Take the lines from the one bearing "The picture is" to the one bearing "icons ---------- */", inclusive, and reproduce them exactly; include no other line.

>> begin

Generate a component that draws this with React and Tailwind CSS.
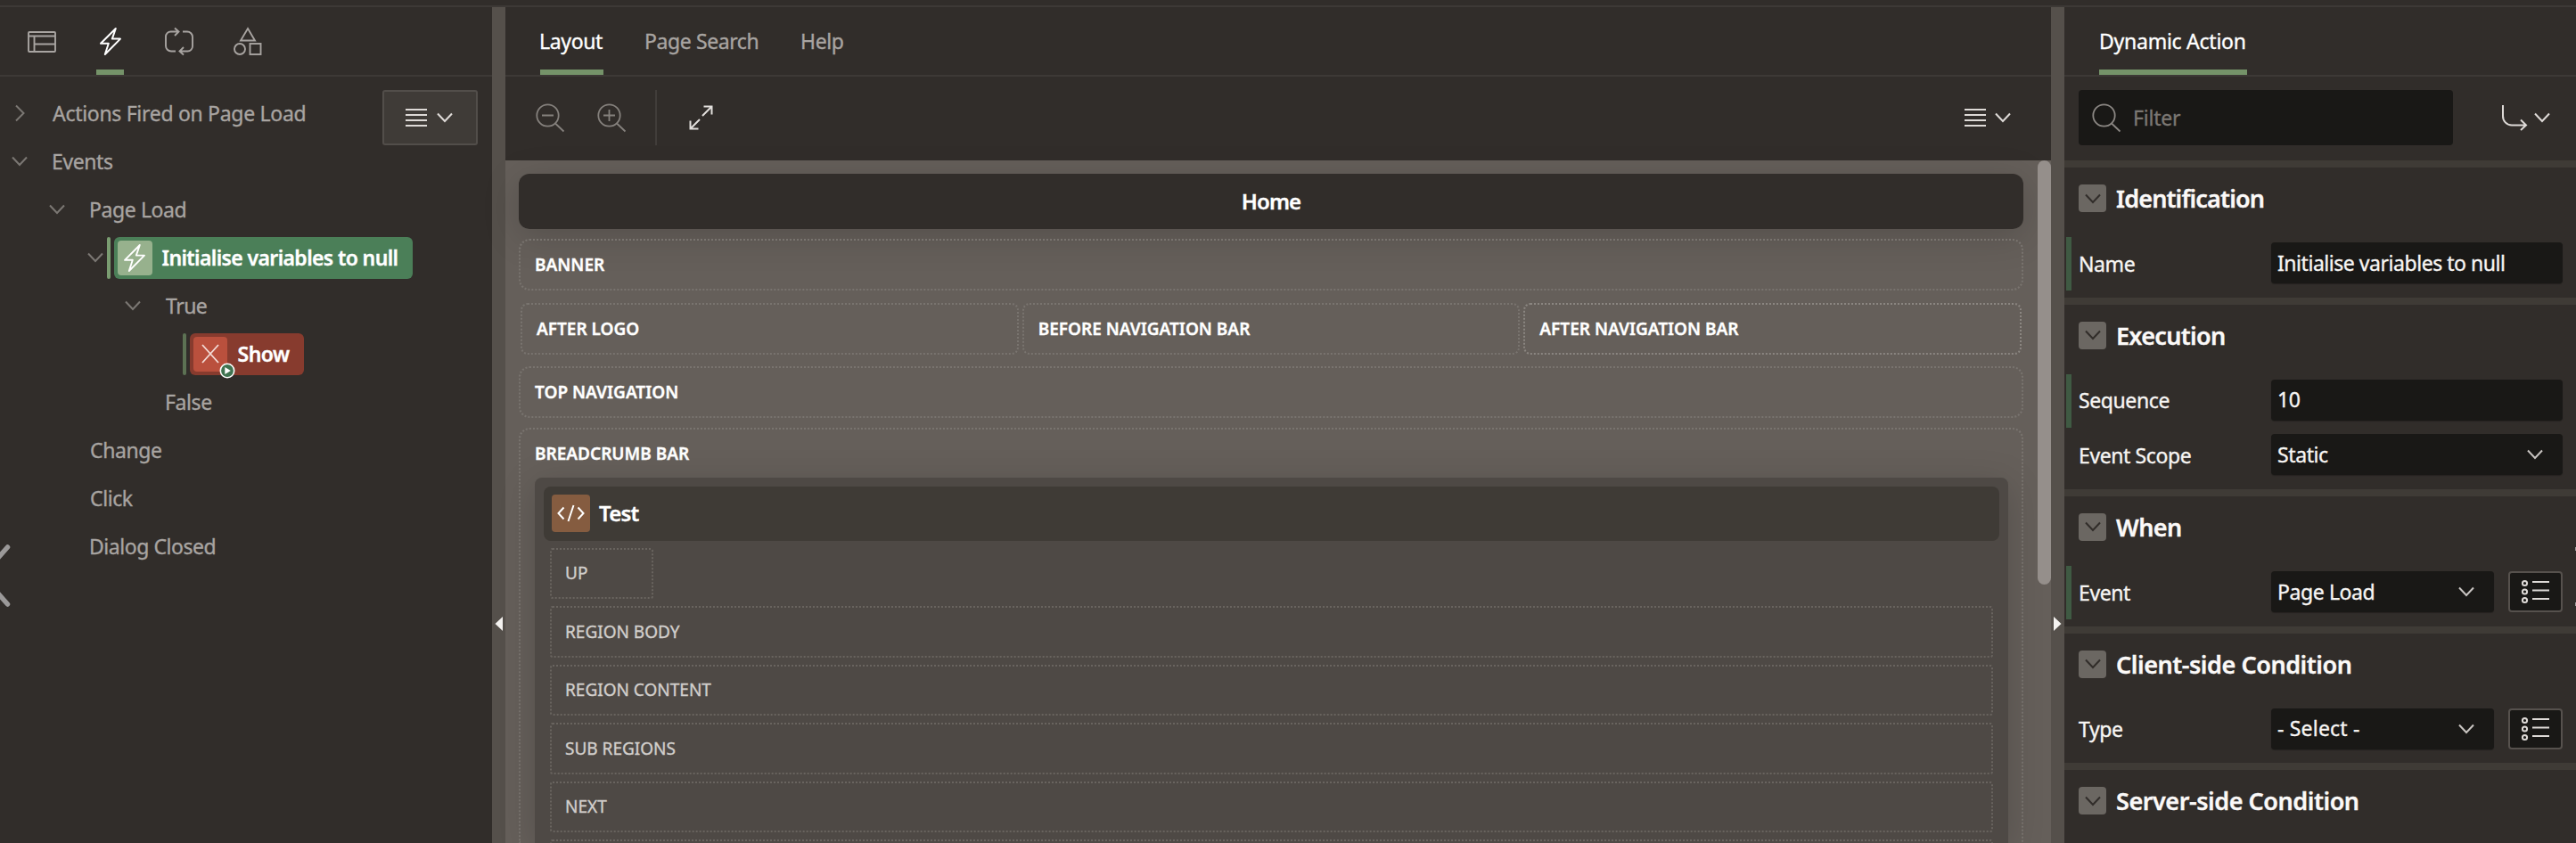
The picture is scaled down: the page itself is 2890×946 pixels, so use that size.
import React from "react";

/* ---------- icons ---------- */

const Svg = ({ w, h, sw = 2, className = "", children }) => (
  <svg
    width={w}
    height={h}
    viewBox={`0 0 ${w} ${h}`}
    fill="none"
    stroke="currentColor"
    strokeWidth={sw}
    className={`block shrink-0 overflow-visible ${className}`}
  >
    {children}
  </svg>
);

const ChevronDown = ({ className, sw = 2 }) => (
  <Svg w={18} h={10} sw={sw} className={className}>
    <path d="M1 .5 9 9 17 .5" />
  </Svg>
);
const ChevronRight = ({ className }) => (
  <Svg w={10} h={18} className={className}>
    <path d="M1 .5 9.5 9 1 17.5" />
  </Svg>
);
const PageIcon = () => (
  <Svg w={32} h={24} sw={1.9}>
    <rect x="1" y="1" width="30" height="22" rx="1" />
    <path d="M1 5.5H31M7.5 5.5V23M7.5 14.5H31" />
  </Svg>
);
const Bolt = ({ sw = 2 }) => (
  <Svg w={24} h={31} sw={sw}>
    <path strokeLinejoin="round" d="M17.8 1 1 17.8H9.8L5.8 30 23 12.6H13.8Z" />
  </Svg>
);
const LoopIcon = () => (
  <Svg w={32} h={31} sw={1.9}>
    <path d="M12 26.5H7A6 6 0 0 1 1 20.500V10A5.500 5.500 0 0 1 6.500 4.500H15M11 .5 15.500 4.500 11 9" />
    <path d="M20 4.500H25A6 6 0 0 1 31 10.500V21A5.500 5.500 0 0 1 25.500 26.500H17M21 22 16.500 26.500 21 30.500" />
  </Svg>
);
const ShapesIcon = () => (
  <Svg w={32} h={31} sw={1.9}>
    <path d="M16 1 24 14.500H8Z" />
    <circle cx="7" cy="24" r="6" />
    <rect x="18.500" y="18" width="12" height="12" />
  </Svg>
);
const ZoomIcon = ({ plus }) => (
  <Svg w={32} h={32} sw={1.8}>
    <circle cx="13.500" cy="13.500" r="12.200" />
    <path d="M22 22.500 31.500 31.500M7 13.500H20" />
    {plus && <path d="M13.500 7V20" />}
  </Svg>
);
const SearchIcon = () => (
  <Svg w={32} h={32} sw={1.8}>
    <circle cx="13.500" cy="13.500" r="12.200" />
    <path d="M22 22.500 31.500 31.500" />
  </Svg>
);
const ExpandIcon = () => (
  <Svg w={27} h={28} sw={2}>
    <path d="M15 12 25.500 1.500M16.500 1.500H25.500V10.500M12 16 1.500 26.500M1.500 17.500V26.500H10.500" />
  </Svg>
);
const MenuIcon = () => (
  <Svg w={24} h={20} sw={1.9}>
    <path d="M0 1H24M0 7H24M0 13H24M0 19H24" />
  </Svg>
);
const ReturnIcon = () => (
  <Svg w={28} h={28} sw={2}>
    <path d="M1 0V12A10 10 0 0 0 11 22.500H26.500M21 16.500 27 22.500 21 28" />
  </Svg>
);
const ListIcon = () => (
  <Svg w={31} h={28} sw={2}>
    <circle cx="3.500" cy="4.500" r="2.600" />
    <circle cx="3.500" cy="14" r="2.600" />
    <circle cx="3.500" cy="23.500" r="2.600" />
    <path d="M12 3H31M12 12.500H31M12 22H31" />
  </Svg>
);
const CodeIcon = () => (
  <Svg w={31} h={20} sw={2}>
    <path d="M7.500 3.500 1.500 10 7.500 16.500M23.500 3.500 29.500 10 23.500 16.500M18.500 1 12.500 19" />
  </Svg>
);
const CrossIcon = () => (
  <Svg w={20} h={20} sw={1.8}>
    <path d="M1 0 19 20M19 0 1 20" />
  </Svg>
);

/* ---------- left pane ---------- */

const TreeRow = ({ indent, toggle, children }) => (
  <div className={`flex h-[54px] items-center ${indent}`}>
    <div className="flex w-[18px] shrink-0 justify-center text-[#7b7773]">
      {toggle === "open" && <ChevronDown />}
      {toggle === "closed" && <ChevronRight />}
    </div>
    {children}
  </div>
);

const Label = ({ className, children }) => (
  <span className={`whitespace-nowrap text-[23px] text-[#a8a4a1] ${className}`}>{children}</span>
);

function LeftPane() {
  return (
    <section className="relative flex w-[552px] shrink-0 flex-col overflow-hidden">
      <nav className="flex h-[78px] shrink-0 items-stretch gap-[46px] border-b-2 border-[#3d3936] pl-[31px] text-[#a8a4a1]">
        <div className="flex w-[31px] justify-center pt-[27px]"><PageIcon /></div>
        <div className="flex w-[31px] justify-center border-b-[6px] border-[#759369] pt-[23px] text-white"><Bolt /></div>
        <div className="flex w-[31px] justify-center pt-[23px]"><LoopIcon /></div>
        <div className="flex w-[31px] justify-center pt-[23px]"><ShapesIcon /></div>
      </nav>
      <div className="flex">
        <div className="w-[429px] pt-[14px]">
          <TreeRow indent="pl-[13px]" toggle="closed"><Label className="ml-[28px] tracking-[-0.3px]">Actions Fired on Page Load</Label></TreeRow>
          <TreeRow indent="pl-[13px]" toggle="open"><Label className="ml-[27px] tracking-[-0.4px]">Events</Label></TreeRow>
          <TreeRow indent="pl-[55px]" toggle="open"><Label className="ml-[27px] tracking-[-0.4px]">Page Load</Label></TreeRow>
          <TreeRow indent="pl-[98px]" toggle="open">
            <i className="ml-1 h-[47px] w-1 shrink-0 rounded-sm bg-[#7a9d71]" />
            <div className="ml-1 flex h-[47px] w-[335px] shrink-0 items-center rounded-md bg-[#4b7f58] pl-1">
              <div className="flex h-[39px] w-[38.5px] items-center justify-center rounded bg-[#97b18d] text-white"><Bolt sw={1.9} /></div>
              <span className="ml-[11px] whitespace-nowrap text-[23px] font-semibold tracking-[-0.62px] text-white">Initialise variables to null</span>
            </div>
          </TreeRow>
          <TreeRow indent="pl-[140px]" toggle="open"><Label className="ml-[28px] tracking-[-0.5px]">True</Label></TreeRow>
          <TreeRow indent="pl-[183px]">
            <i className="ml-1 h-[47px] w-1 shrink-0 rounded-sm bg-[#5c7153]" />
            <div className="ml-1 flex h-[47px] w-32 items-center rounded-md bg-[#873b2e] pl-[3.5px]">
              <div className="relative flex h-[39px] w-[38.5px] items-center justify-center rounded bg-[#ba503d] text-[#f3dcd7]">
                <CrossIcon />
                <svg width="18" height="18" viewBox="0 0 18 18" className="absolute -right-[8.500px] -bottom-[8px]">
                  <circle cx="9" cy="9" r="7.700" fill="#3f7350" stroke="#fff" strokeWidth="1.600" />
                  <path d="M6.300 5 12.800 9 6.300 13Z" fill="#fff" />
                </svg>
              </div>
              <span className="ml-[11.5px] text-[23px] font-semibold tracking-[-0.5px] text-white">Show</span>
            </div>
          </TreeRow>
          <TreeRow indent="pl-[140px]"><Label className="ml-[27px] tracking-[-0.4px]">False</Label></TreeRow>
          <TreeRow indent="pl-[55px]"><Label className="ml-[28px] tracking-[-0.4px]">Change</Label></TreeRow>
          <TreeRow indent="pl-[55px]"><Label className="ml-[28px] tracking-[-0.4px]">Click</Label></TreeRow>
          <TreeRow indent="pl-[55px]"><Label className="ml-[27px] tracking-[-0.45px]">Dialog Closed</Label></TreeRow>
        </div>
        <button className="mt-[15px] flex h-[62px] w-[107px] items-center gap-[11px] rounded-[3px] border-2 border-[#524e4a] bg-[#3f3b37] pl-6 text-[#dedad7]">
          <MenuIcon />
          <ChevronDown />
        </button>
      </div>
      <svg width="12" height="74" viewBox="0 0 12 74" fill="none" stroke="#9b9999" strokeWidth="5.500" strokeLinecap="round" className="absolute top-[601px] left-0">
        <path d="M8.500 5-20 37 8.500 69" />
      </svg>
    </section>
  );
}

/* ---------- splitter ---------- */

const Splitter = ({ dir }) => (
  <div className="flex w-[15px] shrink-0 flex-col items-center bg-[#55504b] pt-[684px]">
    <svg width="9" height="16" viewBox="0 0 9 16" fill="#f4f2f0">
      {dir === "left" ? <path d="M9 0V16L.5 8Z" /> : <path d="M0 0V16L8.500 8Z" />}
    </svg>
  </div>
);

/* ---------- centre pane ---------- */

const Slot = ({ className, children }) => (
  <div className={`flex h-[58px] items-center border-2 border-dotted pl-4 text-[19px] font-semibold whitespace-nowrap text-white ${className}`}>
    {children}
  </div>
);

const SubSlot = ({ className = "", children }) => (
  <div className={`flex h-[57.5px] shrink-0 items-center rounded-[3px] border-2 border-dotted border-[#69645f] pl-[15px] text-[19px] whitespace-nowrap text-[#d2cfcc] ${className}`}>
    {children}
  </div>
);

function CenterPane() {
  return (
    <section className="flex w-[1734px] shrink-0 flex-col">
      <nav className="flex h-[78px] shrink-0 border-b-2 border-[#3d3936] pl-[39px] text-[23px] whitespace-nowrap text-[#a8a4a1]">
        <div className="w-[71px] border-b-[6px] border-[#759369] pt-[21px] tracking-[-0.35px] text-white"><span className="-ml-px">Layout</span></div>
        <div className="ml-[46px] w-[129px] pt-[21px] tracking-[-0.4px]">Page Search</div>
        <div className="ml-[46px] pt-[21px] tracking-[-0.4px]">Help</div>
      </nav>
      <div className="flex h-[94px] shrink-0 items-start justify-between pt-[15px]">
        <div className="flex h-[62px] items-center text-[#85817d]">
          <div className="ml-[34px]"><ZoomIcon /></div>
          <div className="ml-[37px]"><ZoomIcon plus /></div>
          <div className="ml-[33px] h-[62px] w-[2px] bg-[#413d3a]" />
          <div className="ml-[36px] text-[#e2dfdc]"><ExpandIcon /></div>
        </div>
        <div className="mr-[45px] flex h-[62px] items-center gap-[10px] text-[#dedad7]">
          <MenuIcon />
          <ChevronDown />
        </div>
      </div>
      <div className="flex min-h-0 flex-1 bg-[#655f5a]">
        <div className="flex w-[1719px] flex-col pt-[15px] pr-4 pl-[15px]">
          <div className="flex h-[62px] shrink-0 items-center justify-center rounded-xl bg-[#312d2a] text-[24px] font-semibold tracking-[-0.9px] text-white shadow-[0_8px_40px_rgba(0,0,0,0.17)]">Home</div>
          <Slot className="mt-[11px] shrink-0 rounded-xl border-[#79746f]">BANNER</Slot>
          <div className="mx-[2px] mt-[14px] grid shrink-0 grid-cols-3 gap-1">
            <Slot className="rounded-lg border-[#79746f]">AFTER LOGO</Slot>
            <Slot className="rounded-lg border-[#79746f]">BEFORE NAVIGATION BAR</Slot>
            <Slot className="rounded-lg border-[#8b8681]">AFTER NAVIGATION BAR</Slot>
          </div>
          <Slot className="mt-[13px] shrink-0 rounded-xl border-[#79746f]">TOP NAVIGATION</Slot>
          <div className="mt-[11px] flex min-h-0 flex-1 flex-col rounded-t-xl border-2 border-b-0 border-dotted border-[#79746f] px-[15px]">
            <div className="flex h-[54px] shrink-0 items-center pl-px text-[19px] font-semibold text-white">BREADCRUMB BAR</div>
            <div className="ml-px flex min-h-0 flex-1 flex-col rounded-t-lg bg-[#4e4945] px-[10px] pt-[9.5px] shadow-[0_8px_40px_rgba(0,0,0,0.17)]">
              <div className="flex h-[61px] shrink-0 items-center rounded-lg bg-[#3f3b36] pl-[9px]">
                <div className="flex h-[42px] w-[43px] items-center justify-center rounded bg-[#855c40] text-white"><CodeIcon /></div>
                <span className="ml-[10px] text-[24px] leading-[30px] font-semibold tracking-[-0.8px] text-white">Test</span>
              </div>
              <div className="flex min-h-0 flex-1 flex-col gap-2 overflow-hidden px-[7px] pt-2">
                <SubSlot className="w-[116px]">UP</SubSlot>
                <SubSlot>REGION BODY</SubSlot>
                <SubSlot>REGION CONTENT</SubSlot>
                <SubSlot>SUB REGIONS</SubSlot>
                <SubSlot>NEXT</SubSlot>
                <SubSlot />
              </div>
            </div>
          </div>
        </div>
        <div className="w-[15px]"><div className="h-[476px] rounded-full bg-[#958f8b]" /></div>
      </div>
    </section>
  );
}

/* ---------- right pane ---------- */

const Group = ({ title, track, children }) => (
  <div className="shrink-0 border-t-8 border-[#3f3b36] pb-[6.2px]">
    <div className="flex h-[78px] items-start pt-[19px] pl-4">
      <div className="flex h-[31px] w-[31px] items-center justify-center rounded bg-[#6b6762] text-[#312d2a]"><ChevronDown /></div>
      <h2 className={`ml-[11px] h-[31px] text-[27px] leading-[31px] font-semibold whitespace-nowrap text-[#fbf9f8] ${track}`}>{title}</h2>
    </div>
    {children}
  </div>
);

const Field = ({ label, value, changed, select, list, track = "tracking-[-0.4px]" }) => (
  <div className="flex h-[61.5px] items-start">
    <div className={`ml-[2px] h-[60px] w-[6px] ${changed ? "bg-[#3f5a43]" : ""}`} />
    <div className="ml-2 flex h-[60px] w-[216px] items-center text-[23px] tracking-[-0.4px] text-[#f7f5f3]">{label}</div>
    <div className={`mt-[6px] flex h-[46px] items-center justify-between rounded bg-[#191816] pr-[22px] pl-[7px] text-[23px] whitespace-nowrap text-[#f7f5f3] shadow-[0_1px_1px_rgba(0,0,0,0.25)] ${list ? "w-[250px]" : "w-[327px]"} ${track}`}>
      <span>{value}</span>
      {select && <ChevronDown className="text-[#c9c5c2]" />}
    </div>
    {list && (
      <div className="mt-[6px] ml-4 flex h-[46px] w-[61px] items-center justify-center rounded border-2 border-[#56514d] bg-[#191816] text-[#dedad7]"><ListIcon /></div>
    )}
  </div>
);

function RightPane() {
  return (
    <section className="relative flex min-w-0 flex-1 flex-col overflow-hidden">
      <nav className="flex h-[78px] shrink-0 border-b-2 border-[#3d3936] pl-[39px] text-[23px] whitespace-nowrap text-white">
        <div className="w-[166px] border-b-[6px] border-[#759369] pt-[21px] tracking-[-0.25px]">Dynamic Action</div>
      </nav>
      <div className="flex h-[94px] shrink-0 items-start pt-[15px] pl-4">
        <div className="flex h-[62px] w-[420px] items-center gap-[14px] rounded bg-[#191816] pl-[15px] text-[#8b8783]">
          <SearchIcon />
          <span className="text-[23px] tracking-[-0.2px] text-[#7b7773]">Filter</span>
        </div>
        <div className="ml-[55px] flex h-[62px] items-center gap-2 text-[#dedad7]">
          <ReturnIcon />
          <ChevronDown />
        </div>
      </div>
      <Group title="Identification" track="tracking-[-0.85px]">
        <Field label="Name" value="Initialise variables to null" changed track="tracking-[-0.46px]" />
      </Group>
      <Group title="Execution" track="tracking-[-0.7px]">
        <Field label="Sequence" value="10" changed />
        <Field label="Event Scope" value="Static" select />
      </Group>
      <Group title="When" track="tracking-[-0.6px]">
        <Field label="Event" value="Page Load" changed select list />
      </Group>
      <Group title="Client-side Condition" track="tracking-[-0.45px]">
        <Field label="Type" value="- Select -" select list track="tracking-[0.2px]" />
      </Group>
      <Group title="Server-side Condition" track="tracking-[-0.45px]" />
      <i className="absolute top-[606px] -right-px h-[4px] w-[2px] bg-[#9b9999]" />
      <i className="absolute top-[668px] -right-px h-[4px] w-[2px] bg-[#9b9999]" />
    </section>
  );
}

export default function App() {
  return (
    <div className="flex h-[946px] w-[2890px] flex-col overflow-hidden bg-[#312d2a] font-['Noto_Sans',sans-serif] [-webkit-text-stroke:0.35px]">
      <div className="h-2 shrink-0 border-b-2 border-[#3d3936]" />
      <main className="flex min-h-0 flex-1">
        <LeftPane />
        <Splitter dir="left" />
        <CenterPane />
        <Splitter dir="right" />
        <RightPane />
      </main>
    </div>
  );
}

>> end

In response:
The picture is scaled down: the page itself is 2890×946 pixels, so use that size.
import React from "react";

/* ---------- icons ---------- */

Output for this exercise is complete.